Step 2: Install docker and docker-compose on the ec2 instance. See this AWS documentation. In my testing, I used Amazon linux, where the commands to install are:

# install docker
sudo yum update -y
sudo yum install -y docker

# start the docker daemon
sudo service docker start

# add the ec2-user to the docker group so you dont have to do sudo docker commands
sudo usermod -a -G docker ec2-user

Check that docker works with docker run hello-world or docker ps.

Now you can either clone my repo from the instance or scp up the docker-compose file and run it on the ec2 instance. Once you have the two containers running, you need to edit your ec2 security settings to allow traffic on port 5432 (postgres) and 9000 (minio). You can do this in the AWS console under the security group settings for your instance.

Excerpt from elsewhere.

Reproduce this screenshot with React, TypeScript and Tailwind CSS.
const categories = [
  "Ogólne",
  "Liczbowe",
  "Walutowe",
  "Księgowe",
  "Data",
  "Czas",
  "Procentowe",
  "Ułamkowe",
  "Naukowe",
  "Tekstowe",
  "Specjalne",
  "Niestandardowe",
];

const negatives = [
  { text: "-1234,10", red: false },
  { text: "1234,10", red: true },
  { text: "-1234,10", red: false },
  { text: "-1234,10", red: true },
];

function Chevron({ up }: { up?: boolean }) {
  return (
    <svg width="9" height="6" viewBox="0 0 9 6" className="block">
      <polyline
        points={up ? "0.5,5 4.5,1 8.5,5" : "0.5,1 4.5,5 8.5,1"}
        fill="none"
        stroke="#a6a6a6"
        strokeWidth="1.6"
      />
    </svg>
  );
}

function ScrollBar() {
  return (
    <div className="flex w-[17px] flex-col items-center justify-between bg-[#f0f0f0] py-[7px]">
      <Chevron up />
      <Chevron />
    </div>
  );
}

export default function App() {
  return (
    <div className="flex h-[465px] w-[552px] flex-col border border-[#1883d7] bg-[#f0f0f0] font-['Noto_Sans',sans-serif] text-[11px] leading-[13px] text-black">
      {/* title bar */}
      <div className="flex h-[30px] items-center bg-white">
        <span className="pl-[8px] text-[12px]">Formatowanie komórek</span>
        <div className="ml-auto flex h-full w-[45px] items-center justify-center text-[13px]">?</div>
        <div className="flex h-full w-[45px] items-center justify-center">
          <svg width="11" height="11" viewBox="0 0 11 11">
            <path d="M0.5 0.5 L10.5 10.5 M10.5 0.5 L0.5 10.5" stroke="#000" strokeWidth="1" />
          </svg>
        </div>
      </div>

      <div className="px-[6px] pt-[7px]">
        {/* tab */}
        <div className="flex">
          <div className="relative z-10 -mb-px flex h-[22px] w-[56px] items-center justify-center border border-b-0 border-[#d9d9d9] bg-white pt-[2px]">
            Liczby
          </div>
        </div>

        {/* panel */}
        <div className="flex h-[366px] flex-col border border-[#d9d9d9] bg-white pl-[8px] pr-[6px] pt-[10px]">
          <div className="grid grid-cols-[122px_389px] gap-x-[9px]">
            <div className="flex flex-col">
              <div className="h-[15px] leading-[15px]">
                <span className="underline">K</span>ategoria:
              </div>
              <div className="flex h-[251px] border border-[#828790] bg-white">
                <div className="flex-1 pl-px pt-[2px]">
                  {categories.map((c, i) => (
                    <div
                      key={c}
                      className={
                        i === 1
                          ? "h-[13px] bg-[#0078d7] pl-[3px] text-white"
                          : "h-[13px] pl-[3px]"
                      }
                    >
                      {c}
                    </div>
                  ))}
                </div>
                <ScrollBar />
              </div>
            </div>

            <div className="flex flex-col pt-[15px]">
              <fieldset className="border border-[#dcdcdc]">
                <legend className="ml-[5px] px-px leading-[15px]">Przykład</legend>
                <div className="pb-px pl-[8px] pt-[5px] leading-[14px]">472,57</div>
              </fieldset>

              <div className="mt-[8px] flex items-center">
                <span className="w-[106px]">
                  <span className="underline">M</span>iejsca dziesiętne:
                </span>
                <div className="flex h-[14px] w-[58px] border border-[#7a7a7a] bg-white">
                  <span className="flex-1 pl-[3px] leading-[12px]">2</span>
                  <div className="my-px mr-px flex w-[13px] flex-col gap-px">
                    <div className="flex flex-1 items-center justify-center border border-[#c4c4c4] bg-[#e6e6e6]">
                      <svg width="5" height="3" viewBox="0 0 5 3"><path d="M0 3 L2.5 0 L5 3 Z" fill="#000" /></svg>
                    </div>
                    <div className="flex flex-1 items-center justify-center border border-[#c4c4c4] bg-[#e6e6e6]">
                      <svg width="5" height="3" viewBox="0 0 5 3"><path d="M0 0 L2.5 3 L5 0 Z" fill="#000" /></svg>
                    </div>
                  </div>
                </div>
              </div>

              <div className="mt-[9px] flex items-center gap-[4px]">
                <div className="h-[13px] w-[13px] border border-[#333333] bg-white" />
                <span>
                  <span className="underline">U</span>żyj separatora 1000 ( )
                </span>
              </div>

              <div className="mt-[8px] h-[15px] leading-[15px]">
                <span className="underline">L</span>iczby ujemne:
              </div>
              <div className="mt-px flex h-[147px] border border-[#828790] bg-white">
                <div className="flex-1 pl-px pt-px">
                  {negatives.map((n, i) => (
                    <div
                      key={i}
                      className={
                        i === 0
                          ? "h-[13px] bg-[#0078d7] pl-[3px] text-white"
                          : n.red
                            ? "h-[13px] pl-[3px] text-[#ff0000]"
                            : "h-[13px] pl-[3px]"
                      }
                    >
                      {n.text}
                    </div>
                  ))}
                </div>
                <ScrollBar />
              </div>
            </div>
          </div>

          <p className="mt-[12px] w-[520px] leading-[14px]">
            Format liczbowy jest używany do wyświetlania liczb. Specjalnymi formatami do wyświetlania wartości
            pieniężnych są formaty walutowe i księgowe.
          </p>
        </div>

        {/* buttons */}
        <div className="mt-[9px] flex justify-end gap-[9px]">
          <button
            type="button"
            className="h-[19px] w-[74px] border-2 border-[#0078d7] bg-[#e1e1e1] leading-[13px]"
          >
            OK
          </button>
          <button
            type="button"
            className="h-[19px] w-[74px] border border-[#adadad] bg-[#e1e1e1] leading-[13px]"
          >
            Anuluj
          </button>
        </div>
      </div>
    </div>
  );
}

Now run the mlflow tracking server as above, but replace localhost with the Public IPv4 DNS of your ec2 instance if you are running it from your desktop. You’ll need to specify this both for the --backend-store-uri flag and MLFLOW_S3_ENDPOINT_URL environment variable. You can find this in the AWS console under the main page for your ec2 instance.

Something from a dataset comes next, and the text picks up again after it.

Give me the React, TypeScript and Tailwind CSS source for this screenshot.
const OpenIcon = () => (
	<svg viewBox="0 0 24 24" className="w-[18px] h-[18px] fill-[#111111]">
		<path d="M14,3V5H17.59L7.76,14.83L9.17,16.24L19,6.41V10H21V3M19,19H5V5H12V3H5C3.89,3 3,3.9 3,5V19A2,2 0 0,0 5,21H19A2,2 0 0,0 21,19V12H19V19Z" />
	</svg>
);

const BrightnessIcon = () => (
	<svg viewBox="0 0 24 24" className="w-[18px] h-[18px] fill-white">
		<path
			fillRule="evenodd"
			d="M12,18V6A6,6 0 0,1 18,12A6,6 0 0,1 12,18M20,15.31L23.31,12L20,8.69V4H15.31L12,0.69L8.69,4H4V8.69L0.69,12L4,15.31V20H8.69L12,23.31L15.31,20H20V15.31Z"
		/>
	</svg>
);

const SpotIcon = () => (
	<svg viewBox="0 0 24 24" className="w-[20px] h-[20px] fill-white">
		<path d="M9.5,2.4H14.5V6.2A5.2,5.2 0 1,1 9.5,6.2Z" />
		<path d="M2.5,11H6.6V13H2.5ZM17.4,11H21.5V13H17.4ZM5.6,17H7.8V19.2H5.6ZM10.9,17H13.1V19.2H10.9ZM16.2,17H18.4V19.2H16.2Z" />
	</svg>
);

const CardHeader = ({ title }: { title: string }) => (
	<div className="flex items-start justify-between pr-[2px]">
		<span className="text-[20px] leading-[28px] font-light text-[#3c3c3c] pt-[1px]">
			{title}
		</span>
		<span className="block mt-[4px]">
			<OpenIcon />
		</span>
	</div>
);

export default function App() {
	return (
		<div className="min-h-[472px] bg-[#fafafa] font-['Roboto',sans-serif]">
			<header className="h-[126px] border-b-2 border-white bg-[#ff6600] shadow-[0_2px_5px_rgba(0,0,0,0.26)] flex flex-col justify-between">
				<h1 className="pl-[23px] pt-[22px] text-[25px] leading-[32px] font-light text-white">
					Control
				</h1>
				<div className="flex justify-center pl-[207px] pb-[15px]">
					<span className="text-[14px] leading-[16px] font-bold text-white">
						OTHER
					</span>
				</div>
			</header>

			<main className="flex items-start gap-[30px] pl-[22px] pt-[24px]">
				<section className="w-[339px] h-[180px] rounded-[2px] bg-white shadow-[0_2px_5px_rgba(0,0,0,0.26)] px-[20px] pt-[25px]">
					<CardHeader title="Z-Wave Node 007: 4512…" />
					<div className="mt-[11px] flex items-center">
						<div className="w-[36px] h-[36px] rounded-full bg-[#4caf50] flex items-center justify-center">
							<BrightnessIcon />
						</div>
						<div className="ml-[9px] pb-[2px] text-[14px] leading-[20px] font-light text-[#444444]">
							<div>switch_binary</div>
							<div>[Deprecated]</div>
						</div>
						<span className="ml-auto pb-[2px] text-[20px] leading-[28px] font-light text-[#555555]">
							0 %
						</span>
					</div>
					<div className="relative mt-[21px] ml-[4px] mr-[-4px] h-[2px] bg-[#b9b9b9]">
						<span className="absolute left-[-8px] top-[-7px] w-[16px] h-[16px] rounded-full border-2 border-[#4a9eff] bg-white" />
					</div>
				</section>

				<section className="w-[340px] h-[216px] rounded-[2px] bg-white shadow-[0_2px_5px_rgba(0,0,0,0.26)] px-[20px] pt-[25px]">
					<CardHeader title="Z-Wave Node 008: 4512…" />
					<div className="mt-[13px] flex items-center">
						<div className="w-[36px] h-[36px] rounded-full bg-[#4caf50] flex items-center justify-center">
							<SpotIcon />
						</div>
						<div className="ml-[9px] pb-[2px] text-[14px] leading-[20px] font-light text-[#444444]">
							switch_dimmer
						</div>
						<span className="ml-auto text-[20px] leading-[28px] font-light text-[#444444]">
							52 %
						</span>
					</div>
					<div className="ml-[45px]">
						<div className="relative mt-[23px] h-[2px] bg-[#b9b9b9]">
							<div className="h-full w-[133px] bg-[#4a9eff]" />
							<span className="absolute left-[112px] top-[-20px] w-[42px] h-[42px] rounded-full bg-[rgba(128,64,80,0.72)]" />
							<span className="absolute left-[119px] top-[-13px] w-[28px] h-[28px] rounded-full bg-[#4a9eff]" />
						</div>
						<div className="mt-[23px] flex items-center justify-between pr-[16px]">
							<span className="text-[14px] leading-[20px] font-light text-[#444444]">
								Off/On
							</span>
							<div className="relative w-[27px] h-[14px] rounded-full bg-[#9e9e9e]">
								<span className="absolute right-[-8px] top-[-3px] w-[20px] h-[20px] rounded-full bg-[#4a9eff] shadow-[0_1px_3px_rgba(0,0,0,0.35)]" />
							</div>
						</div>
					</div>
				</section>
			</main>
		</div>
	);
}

export MLFLOW_S3_ENDPOINT_URL=http://<Public IPv4 DNS>:9000 # where the minio service is running
export AWS_ACCESS_KEY_ID=minioadmin # minio username
export AWS_SECRET_ACCESS_KEY=minioadmin # minio password

mlflow server \
    --backend-store-uri postgresql://user:password@<Public IPv4 DNS>:5432/mlflow \
    --artifacts-destination s3://mlruns \
    --host 0.0.0.0 \
    --port 5000

Then set MLFLOW_TRACKING_URI to http://localhost:5000 and run the training script as above. Of course if you run the mlflow server on the ec2 instance, you can set the MLFLOW_TRACKING_URI to the http://<Public IPv4 DNS>:5000 and add a new inbound rule to the security group to allow traffic on port 5000.


Well, I hope that was useful, but remember this was all for me not you. Not really sure what I learned here….but at least now I have some impetus to try out some other ML experiments since I have my own mlflow storage backend set up. Or I could just continue using wandb…..meh, whatever. Thanks for reading!